Figure 6. Ex-293 cells form 3D biosynthetic excitable tissues and establish active electrical connection between remote regions in a 3D cardiac network

(a) A 3D tissue cord made by casting a mixture of Ex-293 cells and fibrin hydrogel within a tubular mold. scale bar, 1 cm. (b) Longitudinal alignment of Ex-293 cells under passive tension inside a tissue cord. scale bar, 50 μm. (c) Longitudinal and transverse histological sections of an Ex-293 tissue cord cultured for 4 weeks and stained with haematoxylin and eosin (H&E). scale bars, 100 μm. (d) Point pacing at the periphery of an Ex-293 tissue cord (pulse sign) elicited rapid and uniform AP propagation (see supplementary movie 3). Isochrones of cell activation (white lines) are labelled in milliseconds. small black circles denote optical recording sites. scale bar, 3 mm. (e) A cocultured-3D tissue cord with peripheral nRVm regions connected by a 1.3-cm-long central Ex-293 bridge (superimposed composite images of phase contrast and mCherry fluorescence). scale bar, 5 mm.
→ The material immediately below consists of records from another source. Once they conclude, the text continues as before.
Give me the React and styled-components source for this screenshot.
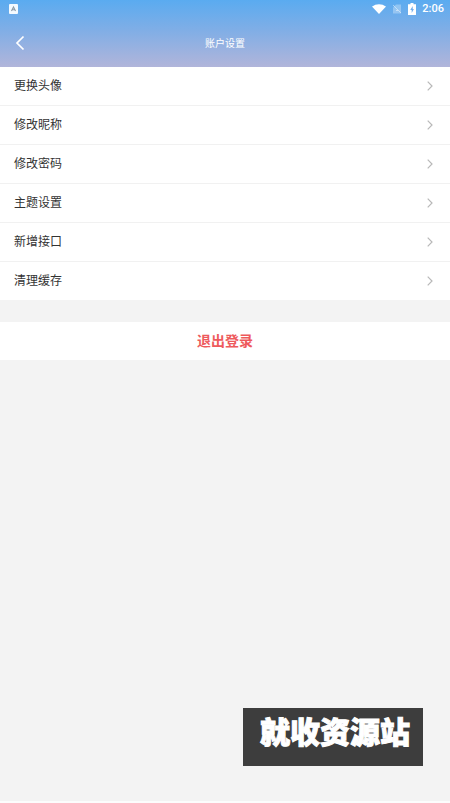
import React from 'react';
import styled, { createGlobalStyle } from 'styled-components';

const GlobalStyle = createGlobalStyle`
  * {
    box-sizing: border-box;
  }
  body {
    margin: 0;
    background-color: #f3f3f3;
    font-family: Roboto, 'Noto Sans CJK SC', sans-serif;
  }
  button {
    font-family: inherit;
    border: none;
    padding: 0;
    margin: 0;
    background: none;
    cursor: pointer;
  }
`;

const Screen = styled.div`
  position: relative;
  min-height: 100vh;
  background-color: #f3f3f3;
  border-bottom: 2px solid #fcfcfc;
`;

const Header = styled.header`
  background: linear-gradient(#5aabf0, #80aee6 45%, #b1b5da);
`;

const StatusBar = styled.div`
  display: flex;
  align-items: center;
  justify-content: space-between;
  height: 18px;
  padding: 0 6px 0 9px;
  color: white;
`;

const StatusIcons = styled.div`
  display: flex;
  align-items: center;
  gap: 6px;
`;

const Clock = styled.span`
  font-size: 11px;
  font-weight: 500;
  line-height: 18px;
`;

const NavBar = styled.div`
  display: grid;
  grid-template-columns: 40px 1fr 40px;
  align-items: center;
  height: 49px;
`;

const BackButton = styled.button`
  display: flex;
  align-items: center;
  height: 48px;
  padding-left: 15px;
  color: white;
`;

const Title = styled.h1`
  margin: 0;
  padding-top: 2px;
  color: white;
  font-size: 10px;
  font-weight: 400;
  line-height: 16px;
  text-align: center;
`;

const List = styled.ul`
  margin: 0;
  padding: 0;
  list-style: none;
  background-color: white;
`;

const ListItem = styled.li`
  & + & {
    border-top: 1px solid #f1f1f1;
  }
`;

const Row = styled.button`
  display: flex;
  align-items: center;
  justify-content: space-between;
  width: 100%;
  height: 38px;
  padding: 0 17px 0 14px;
  color: #333333;
  font-size: 12px;
  font-weight: 400;
  line-height: 16px;
  text-align: left;
`;

const LogoutButton = styled.button`
  && {
    display: block;
    width: 100%;
    height: 38px;
    margin-top: 22px;
    background-color: white;
    color: #ee5a5c;
    font-size: 14px;
    font-weight: 700;
    line-height: 16px;
  }
`;

const SiteBadge = styled.div`
  position: absolute;
  right: 27px;
  bottom: 35px;
  height: 58px;
  padding: 0 13px 0 17px;
  background-color: #3d3d3d;
  color: white;
  font-size: 30px;
  font-weight: 900;
  line-height: 50px;
  -webkit-text-stroke: 1px white;
`;

const items = ['更换头像', '修改昵称', '修改密码', '主题设置', '新增接口', '清理缓存'];

const KeyboardIcon = () => (
  <svg width="9" height="10" viewBox="0 0 9 10" aria-hidden="true">
    <rect width="9" height="10" rx="1" fill="#f4faff" />
    <path d="M2.5 7 4.5 3 6.5 7M3.3 5.8h2.4" fill="none" stroke="#8c9aa6" strokeWidth="1.1" />
  </svg>
);

const WifiIcon = () => (
  <svg width="14" height="10" viewBox="0 0 14 10" aria-hidden="true">
    <path d="M0 2.6C4-.7 10-.7 14 2.6L7 10Z" fill="white" />
  </svg>
);

const NoSimIcon = () => (
  <svg width="10" height="10" viewBox="0 0 10 10" aria-hidden="true">
    <path d="M4 .5h5v9H1v-6Z" fill="white" fillOpacity="0.3" />
    <path d="M1 1 9 9M4 6.5h2" stroke="white" strokeOpacity="0.45" strokeWidth="1" />
  </svg>
);

const BatteryIcon = () => (
  <svg width="8" height="12" viewBox="0 0 8 12" aria-hidden="true">
    <path d="M2.5 0h3v1.2H8V12H0V1.2h2.5Z" fill="white" />
    <path d="M4.7 3 2.3 7h1.4v3l2.2-4H4.7Z" fill="#6facec" />
  </svg>
);

const BackIcon = () => (
  <svg width="10" height="16" viewBox="0 0 10 16" aria-hidden="true">
    <path d="M8.5 1.5 2 8l6.5 6.5" fill="none" stroke="currentColor" strokeWidth="1.7" />
  </svg>
);

const ChevronIcon = () => (
  <svg width="6" height="10" viewBox="0 0 6 10" aria-hidden="true">
    <path d="M.7.7 5 5 .7 9.3" fill="none" stroke="#b8b8b8" strokeWidth="1.2" />
  </svg>
);

const App = () => {
  return (
    <>
      <GlobalStyle />
      <Screen>
        <Header>
          <StatusBar>
            <KeyboardIcon />
            <StatusIcons>
              <WifiIcon />
              <NoSimIcon />
              <BatteryIcon />
              <Clock>2:06</Clock>
            </StatusIcons>
          </StatusBar>
          <NavBar>
            <BackButton type="button" aria-label="返回">
              <BackIcon />
            </BackButton>
            <Title>账户设置</Title>
          </NavBar>
        </Header>
        <main>
          <List>
            {items.map((item) => (
              <ListItem key={item}>
                <Row type="button">
                  {item}
                  <ChevronIcon />
                </Row>
              </ListItem>
            ))}
          </List>
          <LogoutButton type="button">退出登录</LogoutButton>
        </main>
        <SiteBadge>就收资源站</SiteBadge>
      </Screen>
    </>
  );
};

export default App;
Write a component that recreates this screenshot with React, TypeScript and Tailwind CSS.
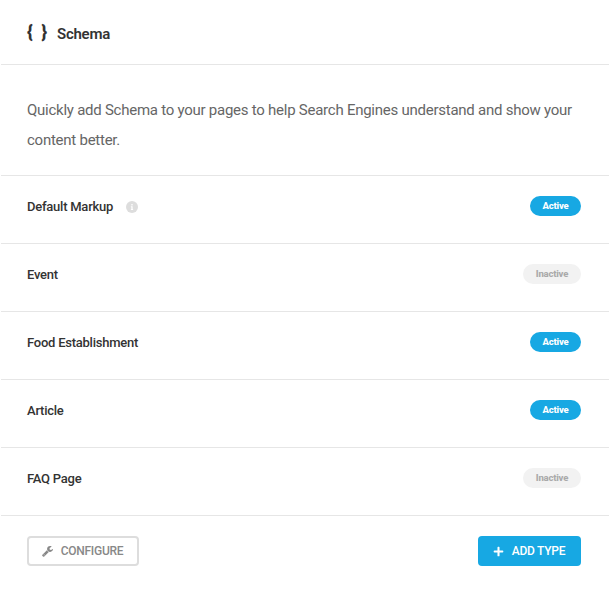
import React from 'react';
import { FaInfo, FaPlus } from 'react-icons/fa';

const schemaTypes = [
    { name: 'Default Markup', active: true, info: true },
    { name: 'Event', active: false },
    { name: 'Food Establishment', active: true },
    { name: 'Article', active: true },
    { name: 'FAQ Page', active: false },
];

export default function App() {
    return (
        <div className="h-[593px] w-[610px] overflow-hidden bg-white pr-px pl-px font-['Roboto',sans-serif] text-[#333]">
            <header className="flex h-[65px] items-center border-b border-[#e6e6e6] px-[26px]">
                <span className="flex w-5 justify-between text-[18px] leading-[30px] font-black">
                    <span>{'{'}</span>
                    <span>{'}'}</span>
                </span>
                <h2 className="ml-2.5 pt-[3px] text-[15px] leading-[30px] font-semibold tracking-[-0.25px]">Schema</h2>
            </header>

            <p className="h-[111px] border-b border-[#e6e6e6] px-[26px] pt-[30px] text-[15px] leading-[30px] tracking-[-0.25px] text-[#666]">
                Quickly add Schema to your pages to help Search Engines understand and show your content better.
            </p>

            {schemaTypes.map((type) => (
                <SchemaRow key={type.name} {...type} />
            ))}

            <footer className="flex items-center justify-between pt-5 pr-7 pl-[26px]">
                <button className="flex h-[30px] w-[112px] items-center justify-center gap-2 rounded-[4px] border-2 border-[#ddd] pr-px text-[12px] font-medium tracking-[-0.25px] text-[#888]">
                    <WrenchIcon />
                    CONFIGURE
                </button>
                <button className="flex h-[30px] w-[103px] items-center justify-center gap-2 rounded-[4px] bg-[#17a8e3] pr-px text-[12px] font-medium tracking-[-0.25px] text-white">
                    <FaPlus size={11} />
                    ADD TYPE
                </button>
            </footer>
        </div>
    );
}

function SchemaRow({ name, active, info = false }: { name: string; active: boolean; info?: boolean }) {
    return (
        <div className="flex h-[68px] items-start justify-between border-b border-[#e6e6e6] pt-5 pr-7 pl-[26px]">
            <div className="flex items-center">
                <span className="text-[13px] leading-[22px] font-medium tracking-[-0.24px]">{name}</span>
                {info && (
                    <span className="ml-[13px] flex h-3 w-3 items-center justify-center rounded-full bg-[#ddd] text-white">
                        <FaInfo size={6} />
                    </span>
                )}
            </div>
            <span
                className={`flex h-5 items-center justify-center rounded-full text-[9.5px] font-extrabold tracking-[-0.2px] ${
                    active ? 'w-[51px] bg-[#17a8e3] text-white' : 'w-[58px] bg-[#f2f2f2] text-[#aaa]'
                }`}
            >
                {active ? 'Active' : 'Inactive'}
            </span>
        </div>
    );
}

function WrenchIcon() {
    return (
        <svg width="11" height="11" viewBox="0 0 1664 1664" fill="currentColor">
            <path d="M384 1344q0-26-19-45t-45-19-45 19-19 45 19 45 45 19 45-19 19-45zm644-420l-682 682q-37 37-90 37-52 0-91-37L59 1498q-38-36-38-90 0-53 38-91l681-681q39 98 114.500 173.500T1028 924zm634-435q0 39-23 106-47 134-164.500 217.500T1216 896q-185 0-316.500-131.500T768 448t131.500-316.500T1216 0q58 0 121.500 16.500T1445 63q16 11 16 28t-16 28l-293 169v224l193 107q5-3 79-48.500t135.500-81T1630 454q15 0 23.500 10t8.500 25z" />
        </svg>
    );
}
The optical recording array was placed underneath the cord (bottom panel). (f) stimulation of a proximal nRVm region (left panel) generated a wave of transmembrane voltage (V_m) that spread (as shown by white arrow) through the Ex-293 tissue bridge and into the distal nRVm region (top frames). nRVm (but not Ex-293) excitation also yielded generation of intracellular calcium ([Ca^{2 +} ]_i) transients (bottom frames). Frames show colour-coded V_m or [Ca^{2 +} ]_i optically recorded at times shown above (blue to red indicate baseline to peak signal, respectively). scale bar, 3 mm. Additional proof-of-concept examples where remote nRVm regions in 2D cultures are seamlessly connected by active AP propagation through Ex-293 cells are shown in supplementary Figure s7 and supplementary movie 4.